In the newspaper today it was reported that a woman had lost control of her car and slammed into a house. This is not the first time I’ve noticed this. Several announcements of car accidents specify that the driver was a woman.
Why is it necessary to be gender specific? Why can’t an accident report merely state “The driver of the car …”
In my opinion, women are discriminated against in all kinds of situations. For instance …
I’ve been all over the Net looking for women’s sneakers. I’ve looked at Sketchers, and Sportscheck, and other places and I don’t like what I see.
Sportcheck was running a special yesterday on men’s training shoes, pricing a particular pair down from $99.99 to $49.99. In women’s training shoes they had a pair down from $189.99 to $94.99.
Why are women’s shoes more expensive than men’s?
And it’s not just trainers, golf shoes, tennis shoes, etc. it’s regular shoes too. And it makes no sense. Men’s feet are bigger than women’s feet, so more leather is needed, yet women’s shoes are far more expensive than men’s shoes.
And it’s not just shoes, it’s all kinds of things.
The other day I took in two pairs of shoes for the heels to be repaired. One pair was Dieter’s, which needed a considerable patch of rubber to repair to heel, the other pair were mine, which required a tiny piece of rubber for the heel. Yet despite the fact that the rubber required for Dieter’s repair was at least ten times bigger than my repair, he only had to pay $10 while I had to pay $20. Now how exactly does that work?

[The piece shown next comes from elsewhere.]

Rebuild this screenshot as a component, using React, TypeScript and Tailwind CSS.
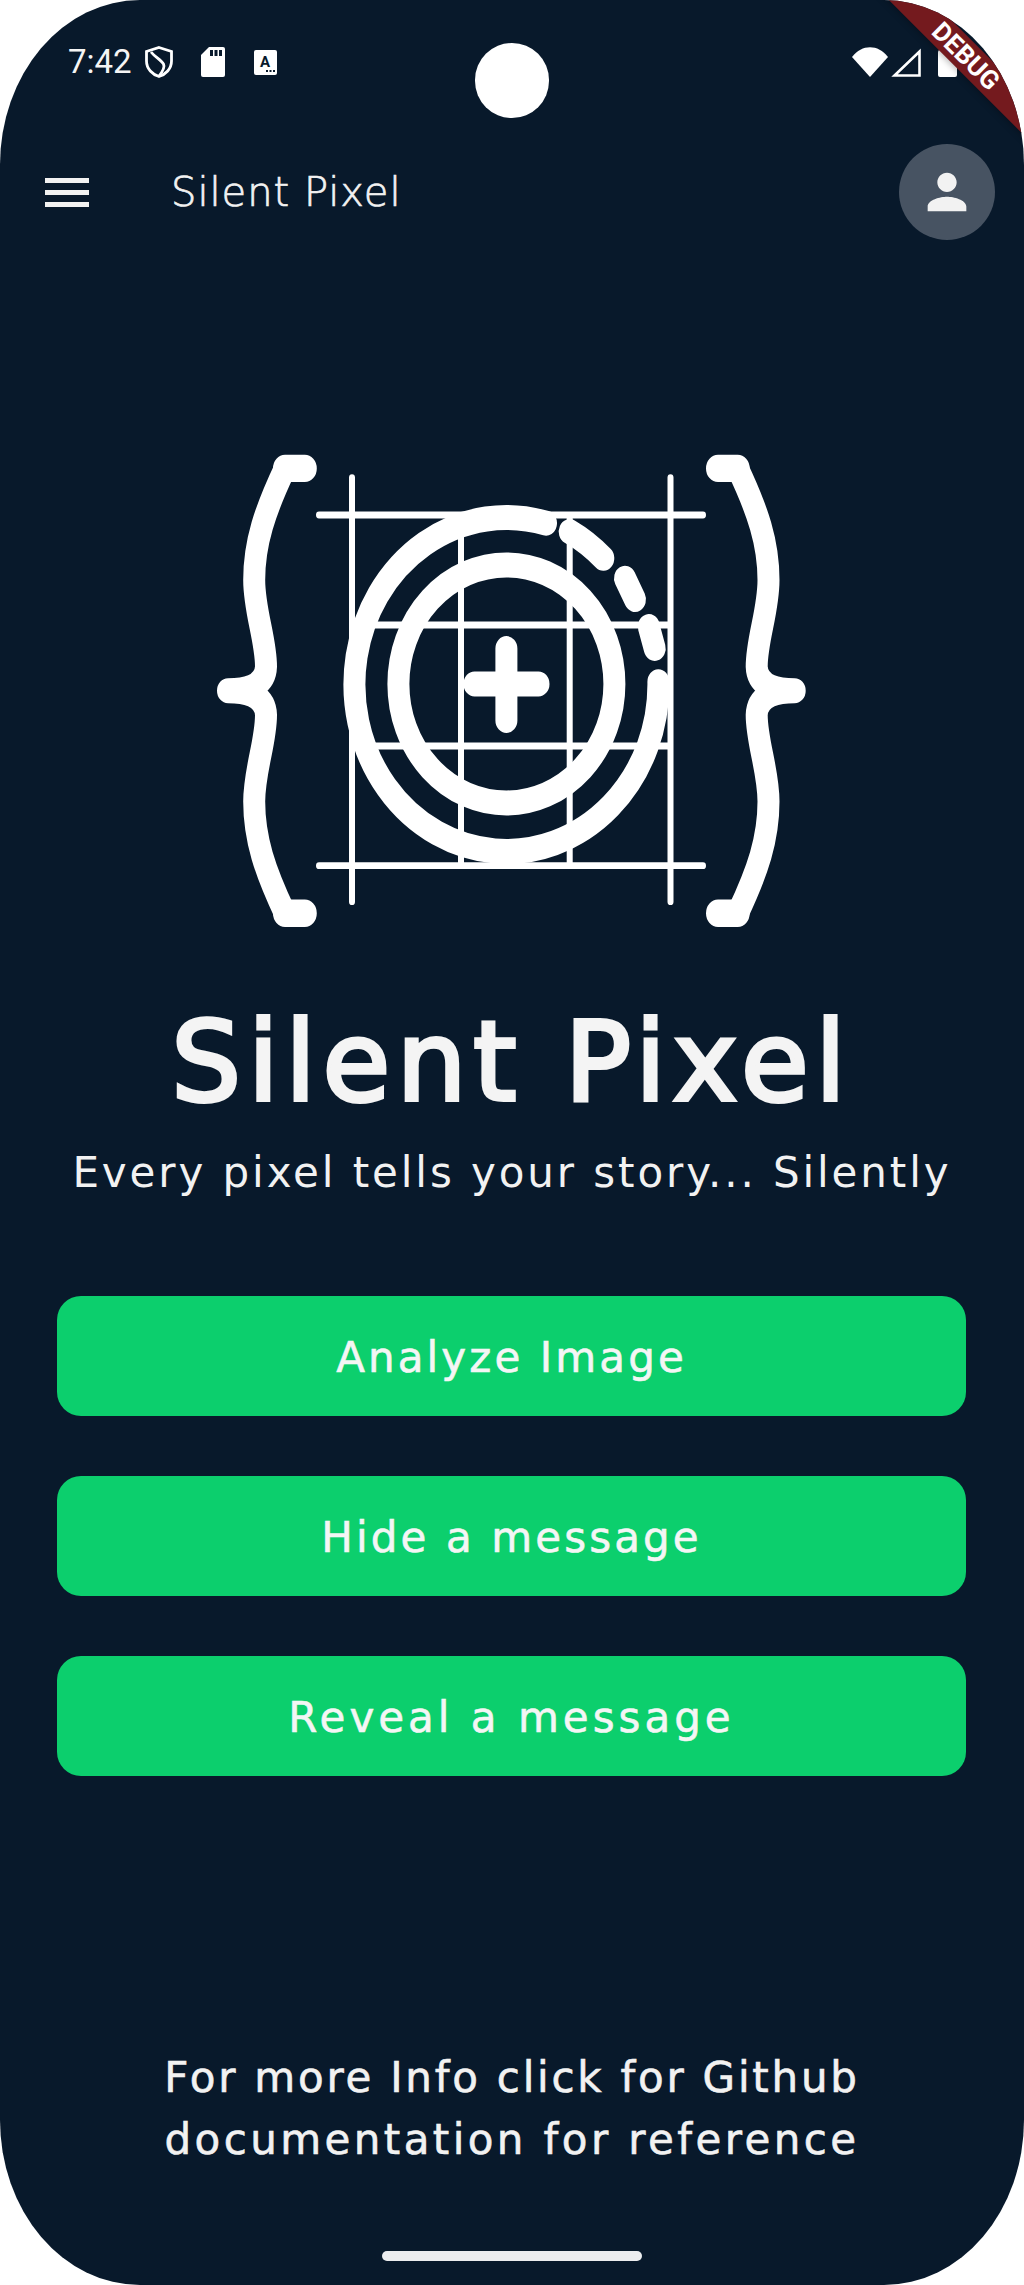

Clothing stores are equally discriminating.
The last time I was at Zara’s, I looked at blouses and while I saw some beautiful things, they were kind of expensive. Some blouses, plain blouses, were labelled just under a $100, some over $100, others still way over my budget. The same with slacks, some hovered around the $100, some were way over that amount.
I also looked at the Zara’s men’s section and noticed some very nice shirts for just $45 and pants for $65. I was confused. More material was needed for men’s clothing, yet it was cheaper than women’s clothing.
And it doesn’t stop there. Hair stylists also discriminate.
I recently picked up a price list of a downtown hair salon.
Cut and style by a creative director - $125.
Cut and style by a creative manager - $95.
Cut and style by new talent - $65
Cut and style - $30.
As for salaries, we won’t even go there. While there are probably plenty of women who get equal pay to men, there are far more who don’t. Just the other day I heard that female workers of a particular organization demanded equal pay to the male workers. The organization flat out refused, stating that it would cost them millions.
Is sex discrimination dead … not at all.